TASK INSTRUCTIONS
Keep only the lines where "this" appears.

(Pages as source code)
____________________

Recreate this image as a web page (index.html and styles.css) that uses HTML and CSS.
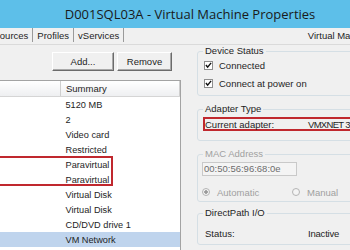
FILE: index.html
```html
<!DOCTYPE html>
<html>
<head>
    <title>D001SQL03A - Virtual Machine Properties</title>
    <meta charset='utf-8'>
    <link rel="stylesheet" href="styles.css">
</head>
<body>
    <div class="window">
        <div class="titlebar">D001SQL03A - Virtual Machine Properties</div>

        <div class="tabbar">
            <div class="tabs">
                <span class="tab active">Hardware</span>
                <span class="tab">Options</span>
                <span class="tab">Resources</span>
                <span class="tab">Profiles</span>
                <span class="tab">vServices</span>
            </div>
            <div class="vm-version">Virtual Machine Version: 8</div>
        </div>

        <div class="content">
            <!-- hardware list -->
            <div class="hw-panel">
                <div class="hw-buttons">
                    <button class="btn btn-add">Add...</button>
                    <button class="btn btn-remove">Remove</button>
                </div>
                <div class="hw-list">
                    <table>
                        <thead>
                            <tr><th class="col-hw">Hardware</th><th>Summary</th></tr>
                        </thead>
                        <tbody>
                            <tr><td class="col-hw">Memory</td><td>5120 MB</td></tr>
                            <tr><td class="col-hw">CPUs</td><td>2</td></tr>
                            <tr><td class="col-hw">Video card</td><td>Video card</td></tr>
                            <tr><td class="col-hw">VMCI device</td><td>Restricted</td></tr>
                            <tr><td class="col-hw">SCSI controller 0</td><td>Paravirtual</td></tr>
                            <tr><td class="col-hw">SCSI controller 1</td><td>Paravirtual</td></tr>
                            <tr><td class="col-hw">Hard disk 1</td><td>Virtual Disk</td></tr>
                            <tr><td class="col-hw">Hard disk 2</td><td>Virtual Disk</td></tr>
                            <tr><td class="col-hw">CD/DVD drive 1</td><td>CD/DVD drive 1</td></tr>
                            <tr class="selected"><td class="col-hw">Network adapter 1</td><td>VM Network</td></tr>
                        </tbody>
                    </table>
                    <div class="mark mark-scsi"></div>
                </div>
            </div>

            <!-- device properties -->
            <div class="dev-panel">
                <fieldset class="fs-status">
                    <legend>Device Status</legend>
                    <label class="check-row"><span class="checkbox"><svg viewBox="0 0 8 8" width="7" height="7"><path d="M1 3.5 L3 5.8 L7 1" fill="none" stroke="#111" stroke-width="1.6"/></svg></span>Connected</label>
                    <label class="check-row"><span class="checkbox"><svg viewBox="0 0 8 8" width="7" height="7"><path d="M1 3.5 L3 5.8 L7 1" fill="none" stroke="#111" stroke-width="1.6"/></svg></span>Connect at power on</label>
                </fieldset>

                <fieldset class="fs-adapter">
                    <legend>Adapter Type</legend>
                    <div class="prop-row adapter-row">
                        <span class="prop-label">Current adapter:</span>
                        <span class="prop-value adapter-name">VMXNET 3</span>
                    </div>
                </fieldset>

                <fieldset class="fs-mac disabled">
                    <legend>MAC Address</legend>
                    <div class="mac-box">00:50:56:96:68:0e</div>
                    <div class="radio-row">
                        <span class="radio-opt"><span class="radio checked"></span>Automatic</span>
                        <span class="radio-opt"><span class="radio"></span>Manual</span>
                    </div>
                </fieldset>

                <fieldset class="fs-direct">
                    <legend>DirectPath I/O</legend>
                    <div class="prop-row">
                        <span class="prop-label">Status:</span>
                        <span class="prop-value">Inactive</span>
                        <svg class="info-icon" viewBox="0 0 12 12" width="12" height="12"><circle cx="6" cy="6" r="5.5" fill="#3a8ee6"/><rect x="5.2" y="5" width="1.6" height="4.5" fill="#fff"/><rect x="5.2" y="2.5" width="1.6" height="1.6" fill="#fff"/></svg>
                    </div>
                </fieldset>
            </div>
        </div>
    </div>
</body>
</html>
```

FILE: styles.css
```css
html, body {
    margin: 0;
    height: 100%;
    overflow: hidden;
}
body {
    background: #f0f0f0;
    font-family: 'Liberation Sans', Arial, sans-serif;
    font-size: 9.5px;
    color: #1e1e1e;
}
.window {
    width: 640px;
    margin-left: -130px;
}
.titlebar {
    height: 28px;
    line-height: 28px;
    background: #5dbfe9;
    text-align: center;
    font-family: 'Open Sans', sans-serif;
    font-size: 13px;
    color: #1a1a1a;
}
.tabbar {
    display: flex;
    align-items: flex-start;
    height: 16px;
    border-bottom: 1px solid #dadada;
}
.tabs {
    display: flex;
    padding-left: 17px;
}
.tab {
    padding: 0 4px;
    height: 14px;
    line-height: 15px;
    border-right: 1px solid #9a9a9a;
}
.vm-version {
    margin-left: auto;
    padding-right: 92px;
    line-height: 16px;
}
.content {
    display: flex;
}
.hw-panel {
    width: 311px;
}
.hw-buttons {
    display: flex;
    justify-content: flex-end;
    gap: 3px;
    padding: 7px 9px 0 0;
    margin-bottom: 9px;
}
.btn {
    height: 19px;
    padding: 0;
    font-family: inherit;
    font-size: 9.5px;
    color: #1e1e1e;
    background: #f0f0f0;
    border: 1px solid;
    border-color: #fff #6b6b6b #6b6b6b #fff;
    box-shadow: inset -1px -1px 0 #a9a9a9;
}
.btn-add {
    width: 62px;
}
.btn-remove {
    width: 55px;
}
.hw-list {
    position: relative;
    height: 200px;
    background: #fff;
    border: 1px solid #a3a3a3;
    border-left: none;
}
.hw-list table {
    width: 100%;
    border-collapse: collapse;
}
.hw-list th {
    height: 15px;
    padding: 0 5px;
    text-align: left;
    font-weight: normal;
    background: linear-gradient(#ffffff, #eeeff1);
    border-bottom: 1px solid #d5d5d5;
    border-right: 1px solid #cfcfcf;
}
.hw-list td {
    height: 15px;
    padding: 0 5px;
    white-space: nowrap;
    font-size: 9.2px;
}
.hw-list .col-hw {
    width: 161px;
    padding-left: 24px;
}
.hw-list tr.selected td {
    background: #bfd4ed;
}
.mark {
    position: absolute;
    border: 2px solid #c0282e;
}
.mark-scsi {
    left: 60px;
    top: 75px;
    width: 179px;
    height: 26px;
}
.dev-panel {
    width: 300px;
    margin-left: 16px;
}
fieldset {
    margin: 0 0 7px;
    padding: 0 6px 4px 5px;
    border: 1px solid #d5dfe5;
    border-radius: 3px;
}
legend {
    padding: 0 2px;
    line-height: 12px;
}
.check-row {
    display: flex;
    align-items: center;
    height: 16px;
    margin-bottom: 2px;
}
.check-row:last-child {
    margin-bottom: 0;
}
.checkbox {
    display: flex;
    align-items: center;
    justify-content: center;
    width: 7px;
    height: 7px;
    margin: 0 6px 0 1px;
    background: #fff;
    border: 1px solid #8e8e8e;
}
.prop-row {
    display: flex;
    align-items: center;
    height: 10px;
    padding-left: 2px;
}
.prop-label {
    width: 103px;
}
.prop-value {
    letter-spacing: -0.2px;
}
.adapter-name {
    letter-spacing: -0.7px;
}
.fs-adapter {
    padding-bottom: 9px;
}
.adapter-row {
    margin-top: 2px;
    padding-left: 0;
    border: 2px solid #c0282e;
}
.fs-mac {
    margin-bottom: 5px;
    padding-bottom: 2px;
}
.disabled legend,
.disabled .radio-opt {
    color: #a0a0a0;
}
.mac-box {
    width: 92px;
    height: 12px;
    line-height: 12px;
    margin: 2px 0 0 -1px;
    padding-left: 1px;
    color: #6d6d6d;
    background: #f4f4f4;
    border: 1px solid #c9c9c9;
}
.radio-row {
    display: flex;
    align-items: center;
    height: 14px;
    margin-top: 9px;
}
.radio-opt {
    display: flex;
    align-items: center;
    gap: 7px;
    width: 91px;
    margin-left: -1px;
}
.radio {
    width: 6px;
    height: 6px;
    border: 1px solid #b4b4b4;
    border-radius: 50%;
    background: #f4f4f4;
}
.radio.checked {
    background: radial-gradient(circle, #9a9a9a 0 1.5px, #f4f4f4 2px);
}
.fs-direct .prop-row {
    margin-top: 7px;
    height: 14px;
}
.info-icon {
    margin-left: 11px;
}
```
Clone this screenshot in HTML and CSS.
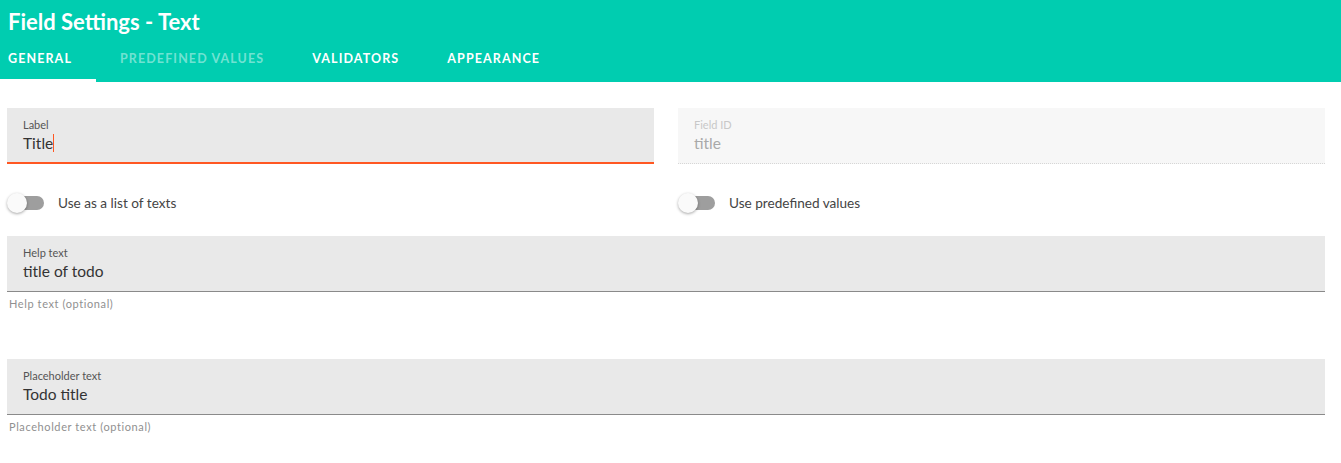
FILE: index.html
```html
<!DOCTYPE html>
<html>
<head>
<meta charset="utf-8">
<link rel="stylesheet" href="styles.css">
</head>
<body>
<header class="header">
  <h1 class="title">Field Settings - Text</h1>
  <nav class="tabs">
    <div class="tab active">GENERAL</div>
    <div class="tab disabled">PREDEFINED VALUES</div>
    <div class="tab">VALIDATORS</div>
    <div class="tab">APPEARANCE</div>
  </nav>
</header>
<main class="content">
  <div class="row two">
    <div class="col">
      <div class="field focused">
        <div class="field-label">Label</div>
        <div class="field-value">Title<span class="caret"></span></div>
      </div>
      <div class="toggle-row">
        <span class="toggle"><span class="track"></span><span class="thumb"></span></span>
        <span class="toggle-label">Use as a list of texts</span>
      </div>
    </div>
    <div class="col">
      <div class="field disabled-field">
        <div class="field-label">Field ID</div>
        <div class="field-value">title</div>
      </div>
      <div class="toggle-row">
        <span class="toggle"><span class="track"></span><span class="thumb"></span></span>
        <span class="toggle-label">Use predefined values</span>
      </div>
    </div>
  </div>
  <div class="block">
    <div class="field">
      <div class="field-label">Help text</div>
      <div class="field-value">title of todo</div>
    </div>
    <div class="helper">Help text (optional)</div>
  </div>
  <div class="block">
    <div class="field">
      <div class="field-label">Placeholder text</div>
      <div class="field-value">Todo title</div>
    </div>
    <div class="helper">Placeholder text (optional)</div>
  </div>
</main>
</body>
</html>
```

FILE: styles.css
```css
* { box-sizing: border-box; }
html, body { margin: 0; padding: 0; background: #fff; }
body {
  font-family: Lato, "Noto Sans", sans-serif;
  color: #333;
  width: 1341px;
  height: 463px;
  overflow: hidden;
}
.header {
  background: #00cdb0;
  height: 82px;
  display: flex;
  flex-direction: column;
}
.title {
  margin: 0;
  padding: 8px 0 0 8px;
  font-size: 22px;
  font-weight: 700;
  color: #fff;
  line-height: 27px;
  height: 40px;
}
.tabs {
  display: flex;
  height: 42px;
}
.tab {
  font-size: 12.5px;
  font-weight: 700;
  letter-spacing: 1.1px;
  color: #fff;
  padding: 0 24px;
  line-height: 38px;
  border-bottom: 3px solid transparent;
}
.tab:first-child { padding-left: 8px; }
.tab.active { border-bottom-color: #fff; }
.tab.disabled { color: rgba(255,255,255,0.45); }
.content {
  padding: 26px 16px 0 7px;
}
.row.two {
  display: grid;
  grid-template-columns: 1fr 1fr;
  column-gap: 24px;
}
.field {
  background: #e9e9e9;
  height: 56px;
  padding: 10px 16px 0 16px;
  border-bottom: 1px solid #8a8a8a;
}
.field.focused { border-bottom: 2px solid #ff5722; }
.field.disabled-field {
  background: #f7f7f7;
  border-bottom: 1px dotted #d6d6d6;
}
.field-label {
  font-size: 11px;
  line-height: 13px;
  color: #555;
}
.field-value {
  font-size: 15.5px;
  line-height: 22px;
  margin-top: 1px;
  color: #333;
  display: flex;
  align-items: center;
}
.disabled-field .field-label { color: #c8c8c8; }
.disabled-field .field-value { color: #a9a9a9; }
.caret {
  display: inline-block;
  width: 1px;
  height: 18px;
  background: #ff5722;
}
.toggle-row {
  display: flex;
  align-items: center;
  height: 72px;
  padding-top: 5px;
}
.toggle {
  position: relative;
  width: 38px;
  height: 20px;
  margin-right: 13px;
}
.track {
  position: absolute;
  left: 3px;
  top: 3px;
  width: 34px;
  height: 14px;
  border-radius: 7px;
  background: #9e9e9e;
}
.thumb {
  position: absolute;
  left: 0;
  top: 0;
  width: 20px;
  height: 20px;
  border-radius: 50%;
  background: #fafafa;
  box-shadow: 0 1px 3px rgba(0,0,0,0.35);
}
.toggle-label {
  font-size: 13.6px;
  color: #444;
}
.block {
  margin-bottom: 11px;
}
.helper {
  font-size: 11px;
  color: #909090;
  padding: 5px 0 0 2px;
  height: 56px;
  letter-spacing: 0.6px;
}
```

____________________

TASK RESULT
Recreate this image as a web page (index.html and styles.css) that uses HTML and CSS.
Clone this screenshot in HTML and CSS.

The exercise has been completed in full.